Listen in, coach students and ask them if they will share what their partner said this means to them.
Call on two partnerships to share. Capture their thinking on the anchor chart.
Since we now understand how important the reading response notebook is I want to explicitly show you how to set it up so it is useful to you and helps you grow as a reader.
The first thing you want to do is always put your post-its in your notebook. Don't skip pages. Start at the front and turn each page one-by-one and place your post-its on the page. Leave enough room around each post-it so you will have space to write about your post-it when you reread them and add to your thoughts. Ok What is the first thing you do to organize your post-its? Turn and talk. I want the lesson to move quickly here so I will ask for volunteers to raise their hand and share what is the first thing you do to organize your notebook? Where do you put your post-its in the book? What is the important thing about how many post-its per page? Why is that? What are we going to do with our post-its? That's right- we are going to reread them and add on to our thinking in the space next to the post-it.
Let's try it out. Open your notebook. Find your first post-its. Place them a few to a page leaving room around them to write later about them. Keep going until you have all of your post-its organized in your notebook with out skipping any pages and leaving room next to them to write.
Give students about 3-5 minutes to do this task.
Students, I want you to look at the screen at my notebook. See how I have only so many post-its on the page so I have room to write next to them?

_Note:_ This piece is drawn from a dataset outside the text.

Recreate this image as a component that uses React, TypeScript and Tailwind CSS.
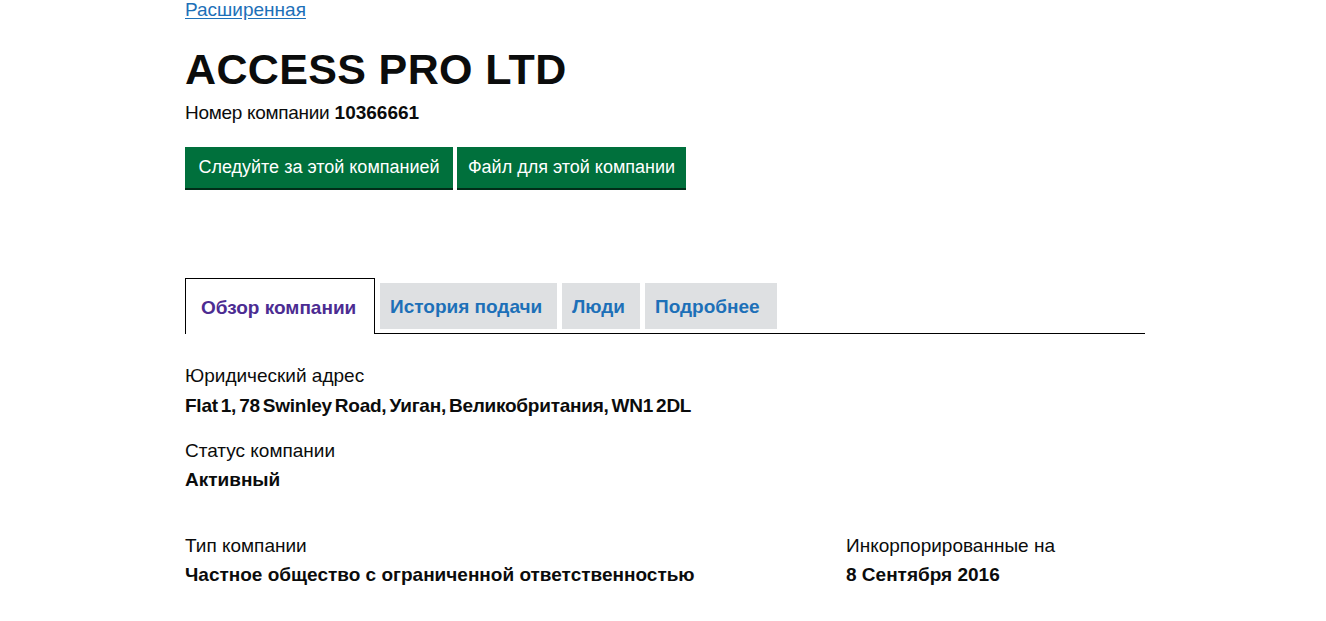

The last thing we are going to do here on the rug is get started labeling each page with the title of the book the post-its are from. Some of you might have to shop again in the library to get the book back to copy the title at the top. Let me know if you need help with this job. Look at my notebook so you can see how I did the first couple pages- watch as I continue to write the title and chapter number at the top as a heading. Headings in our notebooks are very useful. Turn and talk why are headings useful?
From now on always write the title of the book you are reading at the top of every page. Also I want you to also write what chapter the post-its are from at the top. It will super helpful for you to get into the habit of writing the page number from your book in the corner of your post-its so when you want to find the exact place in the book where the post-it came from you can do it easily.
In a minute you will go to your seats to read silently with STAMINA! Stamina means how long you can do something hard with out stopping. The more you read the better you get at it and the more fun it is.
During Independent Reading meet with one strategy group for 10 minutes. I meet with different strategy group during independent reading to monitor their post-its, listen to their thinking, or teach them a skill.
Then circulate coaching table groups on how to set up today's reading response notebook page.
Say, "Readers, I want to remind you to right now make a heading at the top of your reading response notebook. Write the title of your book, the chapter you are on and the date. If you are reading in book levels IJK, LMN,OPQ use this Anchor Chart. If you are reading in books that are levels RST or above you can use this Anchor Chart to guide your post-iting As you write your post-its from the ideas on the anchor chart for your book level, place your post-it on the page. Remember to leave room next to your post-it for you thinking you'll add later. Don't crowd your post-its. Make sure they fit just right on the page.
The Partner share will be very important today because it is another opportunity for students to analyze their skill of capturing ideas as they read and responding to their reading with the purpose of sharing their ideas orally. Sharing orally ideas from books will support students when they write about their ideas using evidence form the text.
Bring students to the rug with readers response notebook. Tell students to turn and talk about how they organized their notebook. Listen in. Call on two partnerships to share.
Second prompt: Ask students to think about what they did different today with their post-its? This is important because I want students to be intentional about what they are post-iting.
Give them think time. Turn and talk. Listen in and have group share what their partner said. Expand by rephrasing student talk and add, "An important skill you are developing is determining importance! Authors drop gems through out a story for readers to help you envision, make predictions, and push your thinking. As you read, I want you to be aware of main events, dialogue and details that are important to the plot of the story. These are some of things you are capturing on your post-its."
Wow! The analogy I came up with as a lesson opener- "Your reading response notebook is to your mind as food is to your body" was not that effective. I spent entirely too much time on the beginning of the lesson. I videoed the mini-lesson and it was 12 minutes long- so it wasn't the length that was the problem is was that the focus was on the wrong part of the lesson. I needed to have kids generating ideas as to why their RRN is important. Most of the lesson was concentrated on the analogy instead of teaching how to organize their post-its on the page and why- and how to write a heading for each page and why.
For fun I'll add a little snippet of the end of the lesson to give you a peep into how things were going. As I think back, the school psychologist was behind me off to the side observing a student for an evaluation. I was uptight, and not enjoying the fruits of my labor- that was the problem- I had worked hard on this lesson and it wasn't hitting the mark. I retaught it the next day and included a video clip of the mini-lesson. I started with a different connection at the beginning and quickly moved to the heart of the lesson.